# [Request]
In the material below, count the lines with the word "components" and state that number only.
--------------------
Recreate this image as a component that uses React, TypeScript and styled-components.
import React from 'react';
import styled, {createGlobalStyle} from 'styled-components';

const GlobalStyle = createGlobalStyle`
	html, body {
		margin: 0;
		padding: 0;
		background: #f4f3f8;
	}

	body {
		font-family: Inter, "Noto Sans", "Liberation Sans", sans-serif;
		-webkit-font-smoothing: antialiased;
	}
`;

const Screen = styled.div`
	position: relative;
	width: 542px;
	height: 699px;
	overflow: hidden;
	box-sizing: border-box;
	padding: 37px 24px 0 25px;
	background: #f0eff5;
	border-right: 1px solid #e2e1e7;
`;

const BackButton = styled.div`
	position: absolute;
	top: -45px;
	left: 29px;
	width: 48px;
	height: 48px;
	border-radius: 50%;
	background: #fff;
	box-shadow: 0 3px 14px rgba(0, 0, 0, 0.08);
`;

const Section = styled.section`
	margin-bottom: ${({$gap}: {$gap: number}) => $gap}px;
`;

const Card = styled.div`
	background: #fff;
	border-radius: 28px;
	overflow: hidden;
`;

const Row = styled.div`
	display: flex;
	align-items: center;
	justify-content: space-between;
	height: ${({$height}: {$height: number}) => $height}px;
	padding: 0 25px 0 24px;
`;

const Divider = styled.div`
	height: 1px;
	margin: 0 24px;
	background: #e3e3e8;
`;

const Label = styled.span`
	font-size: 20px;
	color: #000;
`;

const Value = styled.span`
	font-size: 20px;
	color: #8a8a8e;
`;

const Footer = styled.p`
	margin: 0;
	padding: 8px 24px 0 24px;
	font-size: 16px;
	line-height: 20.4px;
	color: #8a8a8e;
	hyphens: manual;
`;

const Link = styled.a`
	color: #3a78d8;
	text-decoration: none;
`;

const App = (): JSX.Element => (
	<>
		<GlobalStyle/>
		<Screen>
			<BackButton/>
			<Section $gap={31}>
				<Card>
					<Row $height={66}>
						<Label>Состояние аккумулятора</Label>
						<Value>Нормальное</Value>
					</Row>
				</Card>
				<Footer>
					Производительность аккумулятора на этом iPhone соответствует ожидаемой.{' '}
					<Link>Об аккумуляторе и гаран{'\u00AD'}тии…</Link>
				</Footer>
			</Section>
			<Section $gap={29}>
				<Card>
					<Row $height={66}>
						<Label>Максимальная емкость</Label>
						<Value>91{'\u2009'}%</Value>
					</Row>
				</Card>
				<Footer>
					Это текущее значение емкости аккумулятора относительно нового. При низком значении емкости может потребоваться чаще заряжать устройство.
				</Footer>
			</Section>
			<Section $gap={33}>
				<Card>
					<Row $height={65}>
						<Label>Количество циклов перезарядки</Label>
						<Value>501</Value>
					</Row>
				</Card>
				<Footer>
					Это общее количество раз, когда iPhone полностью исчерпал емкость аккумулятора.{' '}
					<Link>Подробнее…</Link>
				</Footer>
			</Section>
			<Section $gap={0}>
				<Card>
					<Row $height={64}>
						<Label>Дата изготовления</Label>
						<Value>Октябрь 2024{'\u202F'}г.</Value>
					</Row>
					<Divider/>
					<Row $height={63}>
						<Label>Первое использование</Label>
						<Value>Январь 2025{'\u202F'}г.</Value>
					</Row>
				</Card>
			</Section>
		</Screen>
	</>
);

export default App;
--------------------
# [In response]
2